What does the CEO Saying:
Despite the ongoing challenges in the operating environment, ASOS is on track to deliver full year targets of: o Over £300m of Driving Change agenda benefits, with over £100m delivered in H1. Actions already taken will drive more than 95% of c.£200m profitability benefits expected in H2 FY23; o Inventory reduction of c.20% year-on-year (‘YoY’), with 9% reduction vs FY22 achieved in H1, slightly ahead of plan; o Adjusted gross margin improvement of c.100bps, with recent run-rate up more than 300bps YoY; o Profitability and cash generation in H2 FY23 and beyond, with £40-60m adjusted earnings before interest and tax (‘EBIT’) and over £150m free cash inflow7 in H2 FY23;
In simple Terms we can see in H2-23 still a change programme spent money but already so much improvements that Profit before tax will be £40-60M but makes total sense based on my 15 years experience in such programmes of work.
So whats ahead of us:
Consider that we get £80M cash via placing and £40-60M profit after tax we should be at a NET ASSET position of approx. £950M, I would assume that we see in 2024 a profit after tax in region of £400M consider that changes are taken in the future.

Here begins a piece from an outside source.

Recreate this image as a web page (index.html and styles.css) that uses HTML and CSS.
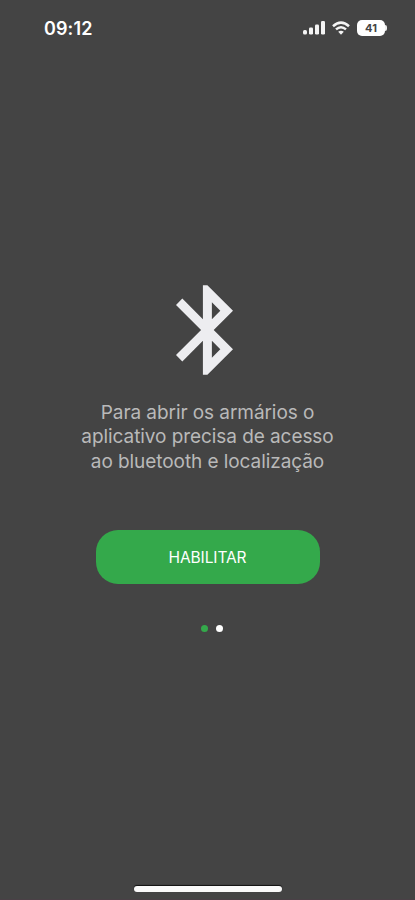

Consider that back in 2018 we made in a half year £30M Profit after tax with NETDEBT of £374M / MCAP if £6-7B and we face for H2-23 a profit of £40-60M Profit after tax with NETDEBT of approx. £950M … What should be our MCAP ? £10B ??
GLA / JACKPOT
I am laughing since days. So many derampers here unbelievable!

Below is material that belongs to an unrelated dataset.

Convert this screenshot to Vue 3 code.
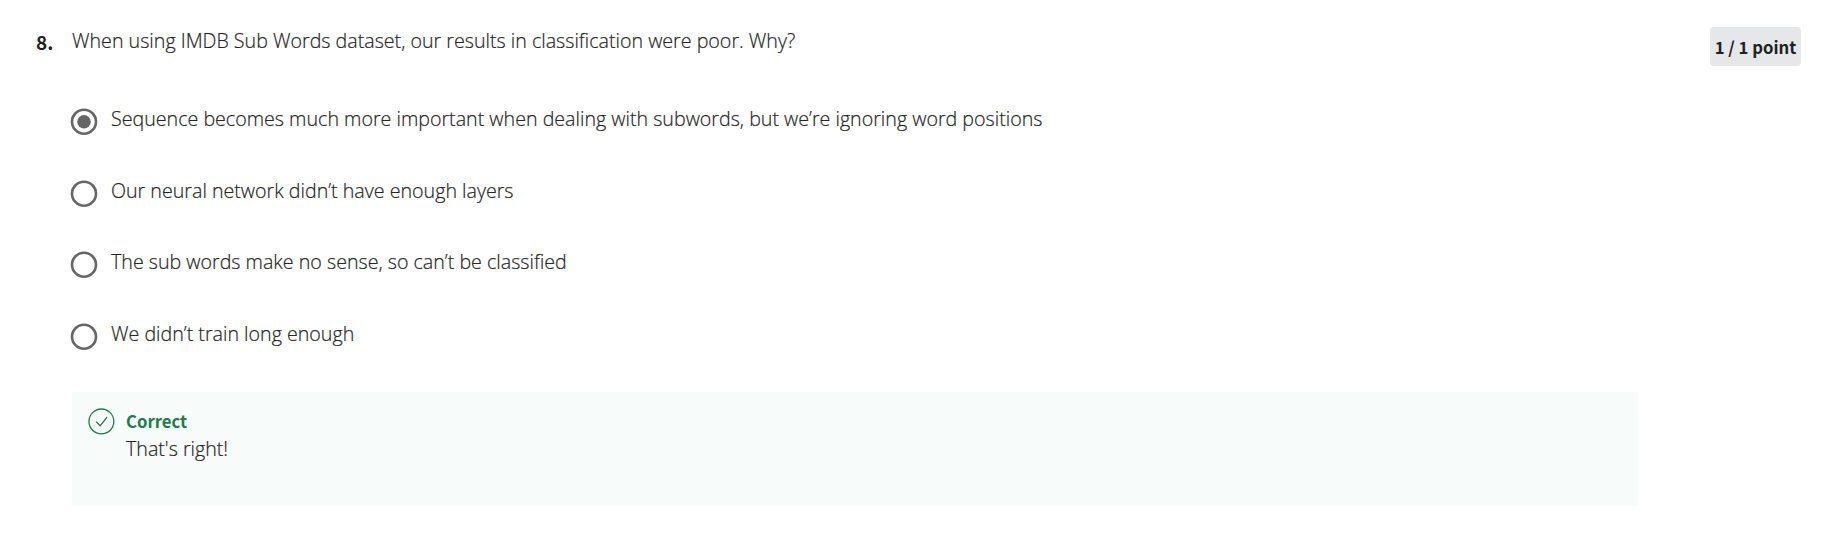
<script setup>
const options = [
  'Sequence becomes much more important when dealing with subwords, but we’re ignoring word positions',
  'Our neural network didn’t have enough layers',
  'The sub words make no sense, so can’t be classified',
  'We didn’t train long enough',
]
</script>

<template>
  <main class="question">
    <div class="number">8.</div>
    <section class="content">
      <div class="prompt">When using IMDB Sub Words dataset, our results in classification were poor. Why?</div>
      <div class="options">
        <label v-for="(option, i) in options" :key="i" class="option">
          <svg class="radio" width="28" height="28" viewBox="0 0 28 28">
            <circle cx="14" cy="13.7" r="12" fill="none" stroke="#666" stroke-width="2.6" />
            <circle v-if="i === 0" cx="14" cy="13.7" r="6.8" fill="#666" />
          </svg>
          <span class="text">{{ option }}</span>
        </label>
      </div>
      <div class="feedback">
        <svg class="check" width="27" height="28" viewBox="0 0 27 28" fill="none" stroke="#1d7c50" stroke-width="1.3">
          <circle cx="13.4" cy="14.4" r="12.4" />
          <path d="M8 14.6l4.2 4.1 6.9-8.6" />
        </svg>
        <div>
          <div class="verdict">Correct</div>
          <div class="message">That's right!</div>
        </div>
      </div>
    </section>
    <div class="points">1 / 1 point</div>
  </main>
</template>

<style>
body { background: #fff; }
</style>

<style scoped>
.question {
  display: flex;
  align-items: flex-start;
  box-sizing: border-box;
  width: 1847px;
  height: 537px;
  padding: 27px 46px 0 36px;
  font-family: "Open Sans", sans-serif;
  font-size: 19.65px;
  line-height: 28px;
  color: #262626;
  overflow: hidden;
}
.number { width: 36px; font-family: "Noto Sans CJK SC", sans-serif; font-size: 19px; font-weight: 700; color: #1f1f1f; line-height: 30px; flex: none; }
.content { width: 1566px; flex: none; font-weight: 300; }
.prompt { height: 28px; white-space: nowrap; }
.prompt, .text, .message { -webkit-text-stroke: 0.2px #262626; }
.options { display: flex; flex-direction: column; gap: 43.6px; padding-top: 50px; }
.option { display: flex; height: 28px; white-space: nowrap; }
.radio { flex: none; margin: 3px 13px 0 -2px; }
.feedback { display: flex; gap: 11px; box-sizing: border-box; height: 114px; margin-top: 44px; padding: 15px 16px; background: #f7fbf9; }
.verdict { font-family: "Noto Sans CJK SC", sans-serif; font-size: 16.7px; font-weight: 700; color: #1d7c50; }
.points { margin-left: auto; width: 91px; height: 39px; border-radius: 4px; background: #e5e7e8; text-align: center; font-family: "Noto Sans CJK SC", sans-serif; font-size: 16.7px; font-weight: 700; line-height: 41px; color: #1f1f1f; white-space: nowrap; }
</style>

Stay on facts and maybe look onto books as well … everyone comes up with fantasy stories.
Fact is the company has 400M headroom. It was announced that money will be spent to drive a major change.

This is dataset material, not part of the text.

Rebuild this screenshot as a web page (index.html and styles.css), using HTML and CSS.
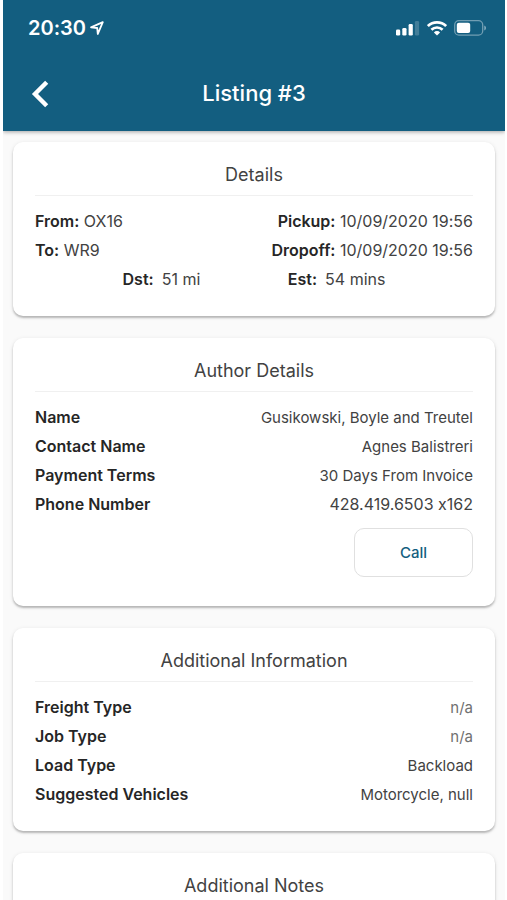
FILE: index.html
```html
<!DOCTYPE html>
<html lang="en">
<head>
<meta charset="utf-8">
<meta name="viewport" content="width=device-width, initial-scale=1">
<title>Listing #3</title>
<link rel="stylesheet" href="styles.css">
</head>
<body>
<div class="screen">
  <header class="header">
    <div class="status">
      <div class="status-group">
        <span class="time">20:30</span>
        <svg class="location" width="14" height="14" viewBox="0 0 14 14" aria-hidden="true"><path d="M1 6.3 12.8 1.2 7.8 13 7.2 7z" fill="none" stroke="currentColor" stroke-width="1.8" stroke-linejoin="round"/></svg>
      </div>
      <div class="status-group status-icons">
        <svg width="24" height="16" viewBox="0 0 24 16" fill="currentColor" aria-hidden="true"><rect x="0" y="9.6" width="4.2" height="5.9" rx="1.3"/><rect x="6.3" y="8" width="4.2" height="7.5" rx="1.3"/><rect x="12.6" y="4" width="4.2" height="11.5" rx="1.3"/><rect x="18.9" y="1" width="4.2" height="14.5" rx="1.3" opacity=".2"/></svg>
        <svg width="20" height="16" viewBox="0 0 20 16" aria-hidden="true"><g fill="none" stroke="currentColor" stroke-width="2.7"><path d="M.9 6.1a13 13 0 0 1 18.2 0"/><path d="M4.4 9.8a8 8 0 0 1 11.2 0"/></g><path d="M10 15.6 6.9 12.4a4.4 4.4 0 0 1 6.2 0z" fill="currentColor"/></svg>
        <svg width="33" height="16" viewBox="0 0 33 16" aria-hidden="true"><rect x=".7" y=".7" width="28" height="14.4" rx="4.2" fill="none" stroke="currentColor" stroke-width="1.3" opacity=".4"/><rect x="2.8" y="2.8" width="13.4" height="10.2" rx="2" fill="currentColor"/><path d="M30.3 5.5v5c2.2-.8 2.2-4.2 0-5z" fill="currentColor" opacity=".5"/></svg>
      </div>
    </div>
    <nav class="navbar">
      <button class="back" type="button" aria-label="Back"><svg width="18" height="28" viewBox="0 0 18 28" aria-hidden="true"><path d="M15.7 2.3 4 14l11.7 11.7" fill="none" stroke="currentColor" stroke-width="4.4"/></svg></button>
      <h1 class="title">Listing #3</h1>
    </nav>
  </header>
  <main class="cards">
    <section class="card">
      <h2 class="card-title">Details</h2>
      <div class="row"><span class="number"><b>From:</b> OX16</span><span class="number"><b>Pickup:</b> 10/09/2020 19:56</span></div>
      <div class="row"><span class="number"><b>To:</b> WR9</span><span class="number"><b>Dropoff:</b> 10/09/2020 19:56</span></div>
      <div class="row row-even"><span class="pair"><b>Dst:</b><span class="number">51 mi</span></span><span class="pair"><b>Est:</b><span class="number">54 mins</span></span></div>
    </section>
    <section class="card">
      <h2 class="card-title">Author Details</h2>
      <div class="row"><b>Name</b><span>Gusikowski, Boyle and Treutel</span></div>
      <div class="row"><b>Contact Name</b><span>Agnes Balistreri</span></div>
      <div class="row"><b>Payment Terms</b><span>30 Days From Invoice</span></div>
      <div class="row"><b>Phone Number</b><span class="number">428.419.6503 x162</span></div>
      <div class="actions"><button class="call" type="button">Call</button></div>
    </section>
    <section class="card">
      <h2 class="card-title">Additional Information</h2>
      <div class="row"><b>Freight Type</b><span class="empty">n/a</span></div>
      <div class="row"><b>Job Type</b><span class="empty">n/a</span></div>
      <div class="row"><b>Load Type</b><span>Backload</span></div>
      <div class="row"><b>Suggested Vehicles</b><span>Motorcycle, null</span></div>
    </section>
    <section class="card">
      <h2 class="card-title">Additional Notes</h2>
    </section>
  </main>
</div>
</body>
</html>
```
FILE: styles.css
```css
* {
  box-sizing: border-box;
}

body {
  margin: 0;
  background: #fff;
  color: #424242;
  font-family: Inter, "Liberation Sans", sans-serif;
  font-size: 15px;
  font-variant-ligatures: no-contextual;
  line-height: 29px;
}

.screen {
  height: 100vh;
  margin: 0 2px 0 3px;
  overflow: hidden;
  display: flex;
  flex-direction: column;
  background: #fafafa;
}

.header {
  flex: none;
  background: #135e80;
  color: #fff;
  box-shadow: 0 1px 4px rgba(0, 0, 0, 0.35);
}

.status {
  display: flex;
  justify-content: space-between;
  align-items: center;
  height: 56px;
  padding: 0 18px 0 25px;
}

.status-group {
  display: flex;
  align-items: center;
  gap: 4px;
}

.status-icons {
  gap: 7px;
}

.time {
  font-size: 20px;
  font-weight: 600;
}

.navbar {
  display: grid;
  grid-template-columns: 72px 1fr 72px;
  align-items: center;
  height: 75px;
}

.back {
  display: flex;
  align-items: center;
  height: 48px;
  padding: 0 0 0 28px;
  border: 0;
  background: none;
  color: inherit;
}

.title {
  margin: 0;
  font-size: 22px;
  font-weight: 500;
  text-align: center;
}

.cards {
  flex: 1;
  min-height: 0;
  overflow: hidden;
  padding: 11px 10px;
}

.card {
  margin-bottom: 22px;
  padding: 20px 22px 22px;
  border-radius: 10px;
  background: #fff;
  box-shadow: 0 2px 2px rgba(0, 0, 0, 0.22), 0 1px 4px rgba(0, 0, 0, 0.1);
}

.card-title {
  margin: 0 0 11px;
  padding-bottom: 7px;
  border-bottom: 1px solid #f0f0f0;
  font-size: 18px;
  font-weight: 400;
  line-height: 26px;
  text-align: center;
}

.row {
  display: flex;
  justify-content: space-between;
  align-items: baseline;
}

.row-even {
  justify-content: space-evenly;
}

.row b {
  color: #262626;
  font-size: 16px;
  font-weight: 600;
}

.number {
  font-size: 16px;
}

.pair {
  display: flex;
  gap: 8px;
}

.empty {
  color: #707070;
}

.actions {
  display: flex;
  justify-content: flex-end;
  margin: 9px 0 7px;
}

.call {
  width: 119px;
  height: 49px;
  border: 1px solid #e0e0e0;
  border-radius: 10px;
  background: #fff;
  color: #135e80;
  font: 500 15px Inter, "Liberation Sans", sans-serif;
}
```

Most of the write off is a onetime activity and could be a clean up in the books which has increased over years.
80M of were losses which has relevance. Inside the 80M will be lots of money spent for the change.
We should see an improvement for H2-23 and back ontrack for 2024.
Its the best time now to buy out the company. Simple drive the improvements, move HQ to US and make a new mega IPO at New York maybe in 2025.